- **WHAT YOU NEED TO DO**:
Find the lines containing the word "full" and copy every one of them.
----
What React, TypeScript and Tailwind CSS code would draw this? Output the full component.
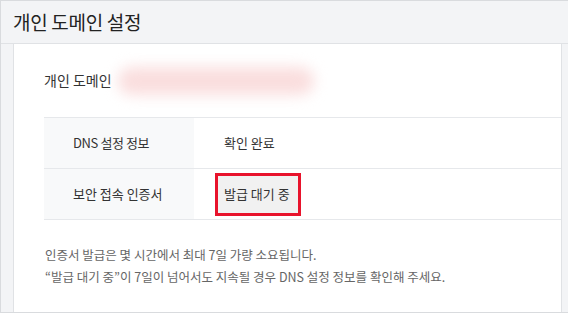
import React from "react";

export default function App() {
  const font = { fontFamily: '"Noto Sans CJK KR", "Noto Sans", sans-serif' };
  return (
    <div className="w-[568px] h-[314px] bg-white" style={font}>
      <div className="h-[313px] border-t border-b border-l border-[#d9dbde] bg-[#f3f4f6] flex flex-col">
        <div className="h-[43px] flex items-center pl-[12px] text-[19px] text-[#222] tracking-[-0.3px] border-b border-[#e0e2e5]">
          개인 도메인 설정
        </div>
        <div className="flex-1 ml-[12px] mr-[6px] bg-white border-l border-r border-[#e0e2e5] pl-[30px] flex flex-col">
          <div className="h-[73px] flex items-center">
            <span className="text-[14px] text-[#333] w-[70px]">개인 도메인</span>
            <div className="ml-[4px] w-[196px] h-[28px] rounded-full bg-[#fadede] blur-[7px]" />
          </div>
          <div className="border-t border-[#e6e8eb]">
            <div className="flex h-[51px] border-b border-[#e6e8eb]">
              <div className="w-[150px] bg-[#f8f9fa] flex items-center pl-[29px] text-[13px] text-[#333] tracking-[-0.4px]">DNS 설정 정보</div>
              <div className="flex items-center pl-[30px] text-[13px] text-[#333]">확인 완료</div>
            </div>
            <div className="flex h-[51px] border-b border-[#e6e8eb]">
              <div className="w-[150px] bg-[#f8f9fa] flex items-center pl-[29px] text-[13px] text-[#333]">보안 접속 인증서</div>
              <div className="flex items-center pl-[21px]">
                <div className="h-[43px] w-[86px] border-[3px] border-[#e8132c] bg-[#f1f1f1] flex items-center pl-[6px] text-[13px] text-[#333]">
                  발급 대기 중
                </div>
              </div>
            </div>
          </div>
          <div className="pt-[24px] text-[12.5px] leading-[22px] text-[#666] pl-[1px]">
            <div>인증서 발급은 몇 시간에서 최대 7일 가량 소요됩니다.</div>
            <div>“발급 대기 중”이 7일이 넘어서도 지속될 경우 DNS 설정 정보를 확인해 주세요.</div>
          </div>
        </div>
      </div>
    </div>
  );
}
----
- **RESPONSE TO THE TASK**:
What React, TypeScript and Tailwind CSS code would draw this? Output the full component.
            <div className="ml-[4px] w-[196px] h-[28px] rounded-full bg-[#fadede] blur-[7px]" />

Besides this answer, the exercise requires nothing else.